About 40 cities and towns in California have now banned natural gas in new construction. Starting in June, any new buildings and homes in San Francisco must also all be electric. Gas appliances won’t be allowed.

“I completely disagree,” Sheppard said.

“I don’t have any concerns. I’ve always had a gas stove. I’m about to be 46.”

Experts say one way to help with indoor air pollution is to open your windows to let in the fresh air.

The EPA says if you’re cooking on a gas stove, make sure it’s properly installed and well-maintained.

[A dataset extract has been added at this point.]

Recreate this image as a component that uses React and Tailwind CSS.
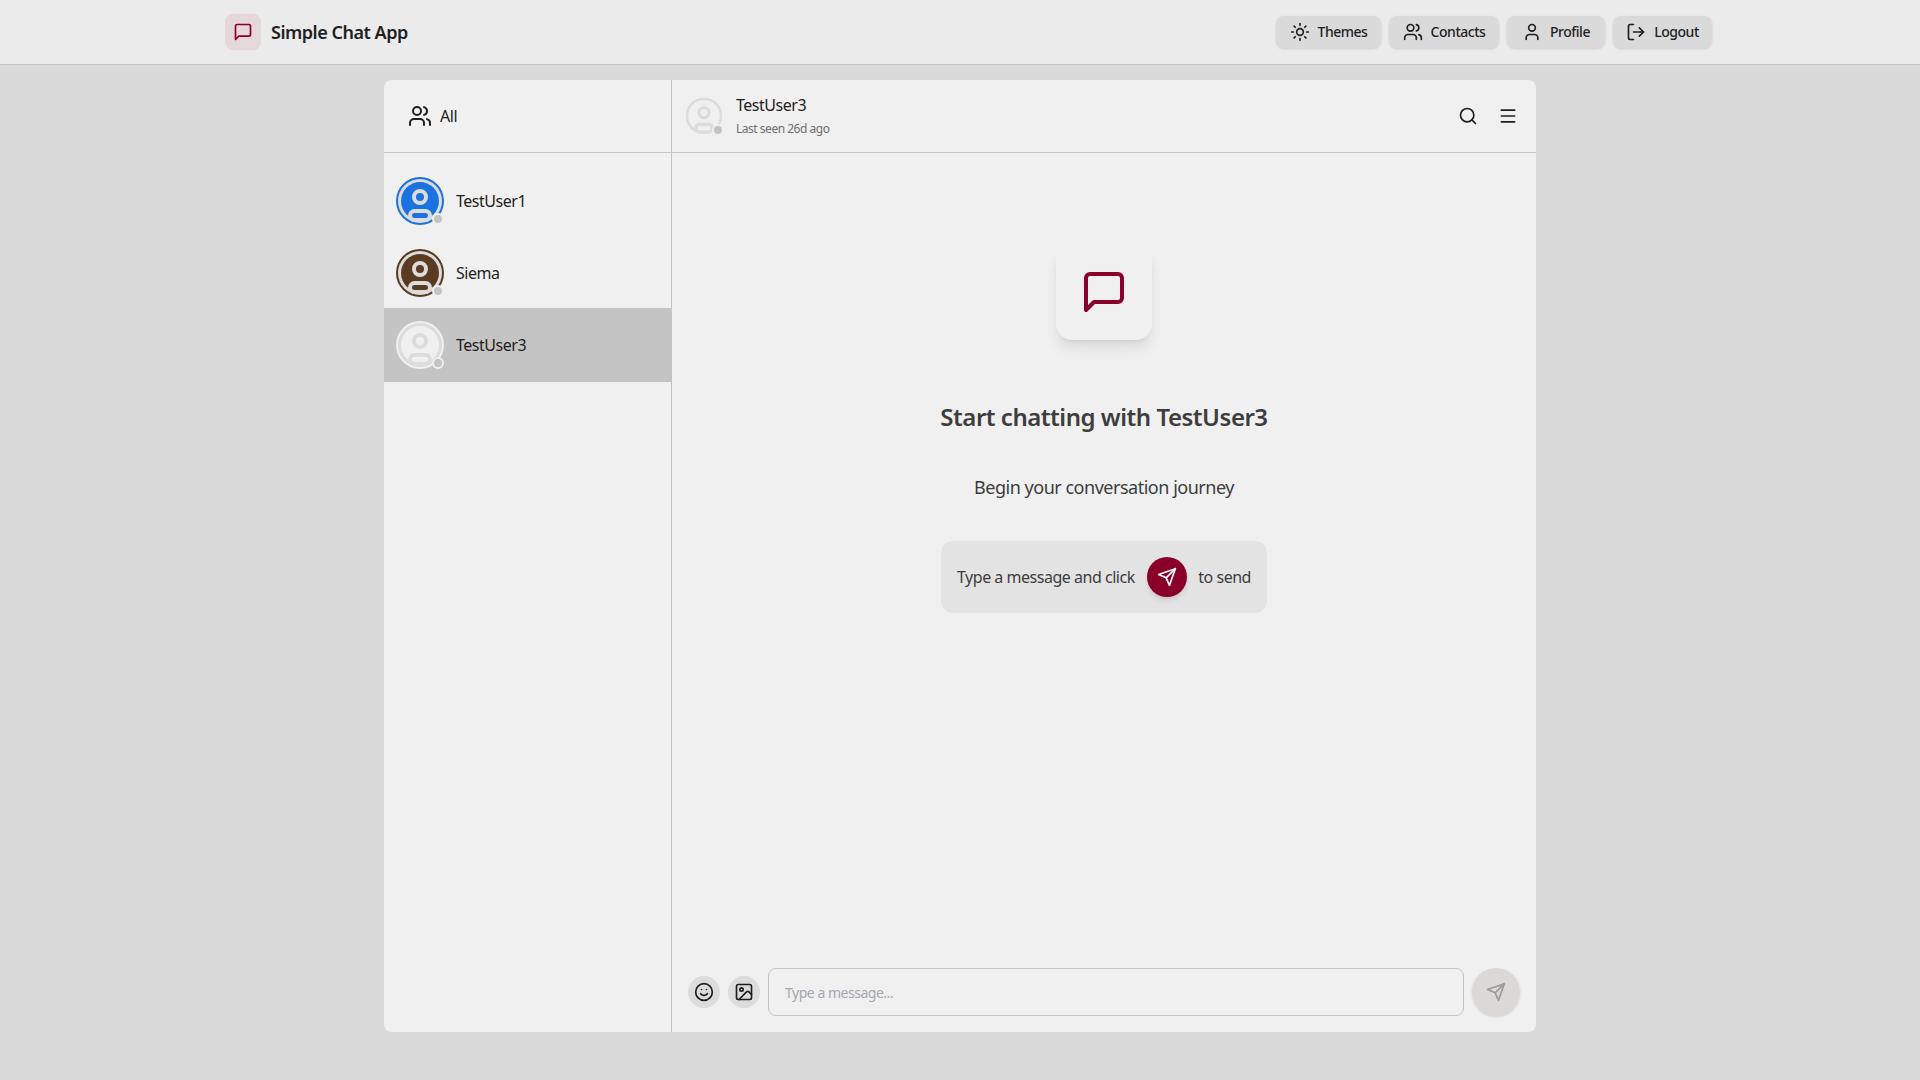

Experts say to use your vent hood.

“Use it when you’re cooking and get all the emissions from cooking on the gas stove directed outdoors,” VanHanken said.

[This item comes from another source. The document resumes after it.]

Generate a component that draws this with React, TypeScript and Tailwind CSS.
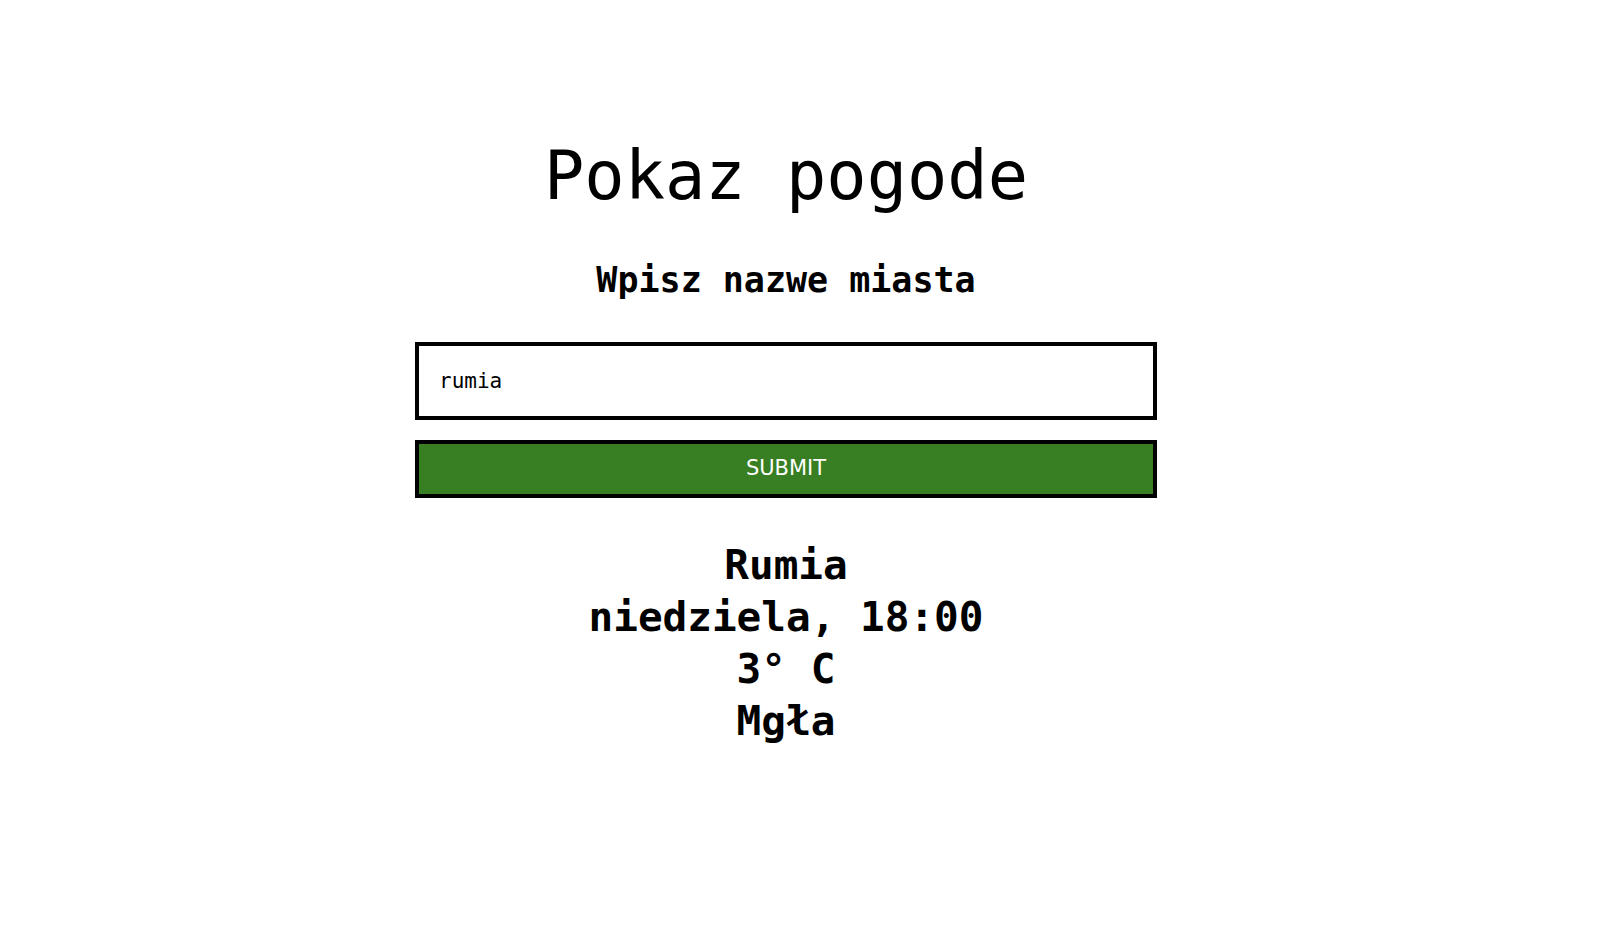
import { useState } from "react";

export default function App() {
  const [city, setCity] = useState("rumia");

  const weather = {
    name: "Rumia",
    day: "niedziela, 18:00",
    temp: "3° C",
    desc: "Mgła",
  };

  return (
    <div className="min-h-[946px] w-full bg-white text-black font-['DejaVu_Sans_Mono',monospace]">
      <div className="ml-[415px] flex w-[742px] flex-col items-center pt-[143px]">
        {/* Header */}
        <h1 className="text-[67px] font-normal leading-none">Pokaz pogode</h1>
        <h2 className="mt-[53px] text-[35px] font-bold leading-none">Wpisz nazwe miasta</h2>

        {/* Form */}
        <form className="mt-[44px] flex w-full flex-col gap-5" onSubmit={(e) => e.preventDefault()}>
          <input
            type="text"
            value={city}
            onChange={(e) => setCity(e.target.value)}
            className="h-[78px] w-full border-4 border-black bg-white px-5 text-[21px] text-black outline-none font-['DejaVu_Sans_Mono',monospace]"
          />
          <button
            type="submit"
            className="h-[58px] w-full border-4 border-black bg-[#387e23] text-[21px] text-white font-['DejaVu_Sans',sans-serif]"
          >
            SUBMIT
          </button>
        </form>

        {/* Result */}
        <div className="mt-[41px] flex flex-col items-center text-[41px] font-bold leading-[52px]">
          <div>{weather.name}</div>
          <div>{weather.day}</div>
          <div>{weather.temp}</div>
          <div>{weather.desc}</div>
        </div>
      </div>
    </div>
  );
}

“That helps clean up the inside air.”

VanHanken says make sure the ventilation is actually going outside and not just into your attic. The need for good ventilation is the one thing everyone seems to agree on.

“Proper ventilation is key,” Tripp says.

“What we’ve learned is it’s the act of cooking itself that relates more to indoor air quality, so certainly proper kitchen ventilation of reducing impacts of air quality while cooking.”

Sheppard says she uses her vent hood when she cooks. In fact, with her newer model, the vent hood comes on automatically when she uses her gas stove.

VanHanken says it’s just about providing information and then letting people decide for themselves.

“I’d say you have a choice. if you know the info and you know the risks then the choice is yours if you want to add that level of protection to your family,” VanHanken said.

The U.S. Consumer Product Safety Commission (CPSC) recommends that every home have carbon monoxide (CO) alarms on each level outside each sleeping area.

In addition, CPSC urges consumers to have an annual professional inspection of all fuel-burning appliances -- including furnaces, stoves, fireplaces, clothes dryers, water heaters, and space heaters -- to detect deadly carbon monoxide leaks.